● **What you are asked to do**:
Each line below must be set down exactly; omit any image you find.

● **Raw data**:
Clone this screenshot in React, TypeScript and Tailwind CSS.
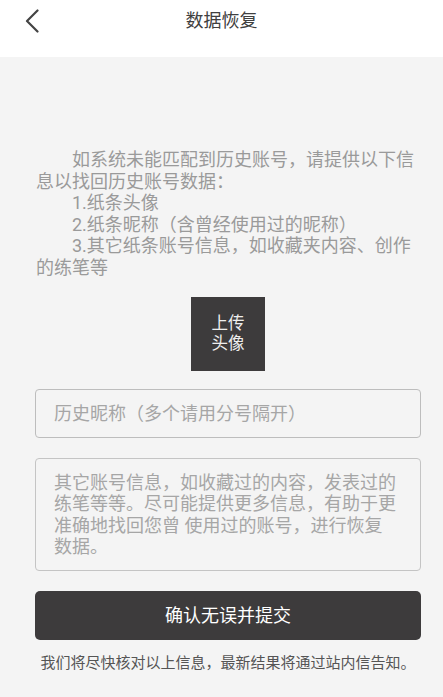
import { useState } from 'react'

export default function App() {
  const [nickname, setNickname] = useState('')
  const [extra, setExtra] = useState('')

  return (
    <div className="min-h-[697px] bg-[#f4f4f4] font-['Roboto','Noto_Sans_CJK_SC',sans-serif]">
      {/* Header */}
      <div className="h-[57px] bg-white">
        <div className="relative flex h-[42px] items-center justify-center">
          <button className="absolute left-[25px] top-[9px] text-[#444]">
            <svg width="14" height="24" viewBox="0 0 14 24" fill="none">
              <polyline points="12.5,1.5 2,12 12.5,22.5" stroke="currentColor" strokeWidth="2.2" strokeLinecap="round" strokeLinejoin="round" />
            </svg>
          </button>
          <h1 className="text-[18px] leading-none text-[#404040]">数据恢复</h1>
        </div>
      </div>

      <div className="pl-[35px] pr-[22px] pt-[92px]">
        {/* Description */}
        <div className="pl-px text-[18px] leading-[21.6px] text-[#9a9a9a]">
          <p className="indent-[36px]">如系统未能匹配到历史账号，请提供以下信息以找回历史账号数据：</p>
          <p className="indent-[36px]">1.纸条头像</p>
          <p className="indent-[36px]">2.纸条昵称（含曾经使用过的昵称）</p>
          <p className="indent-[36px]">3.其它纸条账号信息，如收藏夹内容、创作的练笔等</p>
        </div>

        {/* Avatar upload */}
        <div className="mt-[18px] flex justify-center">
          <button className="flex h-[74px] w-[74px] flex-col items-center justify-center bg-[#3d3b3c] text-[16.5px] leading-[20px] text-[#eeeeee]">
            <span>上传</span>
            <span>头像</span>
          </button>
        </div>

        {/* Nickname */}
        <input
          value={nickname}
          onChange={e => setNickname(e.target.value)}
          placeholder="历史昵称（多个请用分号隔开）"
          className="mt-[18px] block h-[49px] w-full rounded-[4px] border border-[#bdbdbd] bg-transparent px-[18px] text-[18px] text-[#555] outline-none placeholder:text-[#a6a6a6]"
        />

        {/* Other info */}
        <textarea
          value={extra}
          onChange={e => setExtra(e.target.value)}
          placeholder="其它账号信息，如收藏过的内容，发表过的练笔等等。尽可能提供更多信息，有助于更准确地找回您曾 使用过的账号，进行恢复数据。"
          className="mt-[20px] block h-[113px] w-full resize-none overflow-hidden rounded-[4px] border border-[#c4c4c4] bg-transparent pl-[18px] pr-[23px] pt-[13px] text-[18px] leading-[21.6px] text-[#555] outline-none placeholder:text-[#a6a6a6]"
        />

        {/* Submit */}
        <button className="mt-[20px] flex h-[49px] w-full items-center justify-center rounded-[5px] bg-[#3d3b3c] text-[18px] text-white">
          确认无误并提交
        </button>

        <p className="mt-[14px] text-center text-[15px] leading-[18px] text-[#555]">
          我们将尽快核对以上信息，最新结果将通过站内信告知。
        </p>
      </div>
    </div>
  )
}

● **Answer to the problem**:
Clone this screenshot in React, TypeScript and Tailwind CSS.
import { useState } from 'react'

export default function App() {
  const [nickname, setNickname] = useState('')
  const [extra, setExtra] = useState('')

  return (
    <div className="min-h-[697px] bg-[#f4f4f4] font-['Roboto','Noto_Sans_CJK_SC',sans-serif]">
      {/* Header */}
      <div className="h-[57px] bg-white">
        <div className="relative flex h-[42px] items-center justify-center">
          <button className="absolute left-[25px] top-[9px] text-[#444]">
            <svg width="14" height="24" viewBox="0 0 14 24" fill="none">
              <polyline points="12.5,1.5 2,12 12.5,22.5" stroke="currentColor" strokeWidth="2.2" strokeLinecap="round" strokeLinejoin="round" />
            </svg>
          </button>
          <h1 className="text-[18px] leading-none text-[#404040]">数据恢复</h1>
        </div>
      </div>

      <div className="pl-[35px] pr-[22px] pt-[92px]">
        {/* Description */}
        <div className="pl-px text-[18px] leading-[21.6px] text-[#9a9a9a]">
          <p className="indent-[36px]">如系统未能匹配到历史账号，请提供以下信息以找回历史账号数据：</p>
          <p className="indent-[36px]">1.纸条头像</p>
          <p className="indent-[36px]">2.纸条昵称（含曾经使用过的昵称）</p>
          <p className="indent-[36px]">3.其它纸条账号信息，如收藏夹内容、创作的练笔等</p>
        </div>

        {/* Avatar upload */}
        <div className="mt-[18px] flex justify-center">
          <button className="flex h-[74px] w-[74px] flex-col items-center justify-center bg-[#3d3b3c] text-[16.5px] leading-[20px] text-[#eeeeee]">
            <span>上传</span>
            <span>头像</span>
          </button>
        </div>

        {/* Nickname */}
        <input
          value={nickname}
          onChange={e => setNickname(e.target.value)}
          placeholder="历史昵称（多个请用分号隔开）"
          className="mt-[18px] block h-[49px] w-full rounded-[4px] border border-[#bdbdbd] bg-transparent px-[18px] text-[18px] text-[#555] outline-none placeholder:text-[#a6a6a6]"
        />

        {/* Other info */}
        <textarea
          value={extra}
          onChange={e => setExtra(e.target.value)}
          placeholder="其它账号信息，如收藏过的内容，发表过的练笔等等。尽可能提供更多信息，有助于更准确地找回您曾 使用过的账号，进行恢复数据。"
          className="mt-[20px] block h-[113px] w-full resize-none overflow-hidden rounded-[4px] border border-[#c4c4c4] bg-transparent pl-[18px] pr-[23px] pt-[13px] text-[18px] leading-[21.6px] text-[#555] outline-none placeholder:text-[#a6a6a6]"
        />

        {/* Submit */}
        <button className="mt-[20px] flex h-[49px] w-full items-center justify-center rounded-[5px] bg-[#3d3b3c] text-[18px] text-white">
          确认无误并提交
        </button>

        <p className="mt-[14px] text-center text-[15px] leading-[18px] text-[#555]">
          我们将尽快核对以上信息，最新结果将通过站内信告知。
        </p>
      </div>
    </div>
  )
}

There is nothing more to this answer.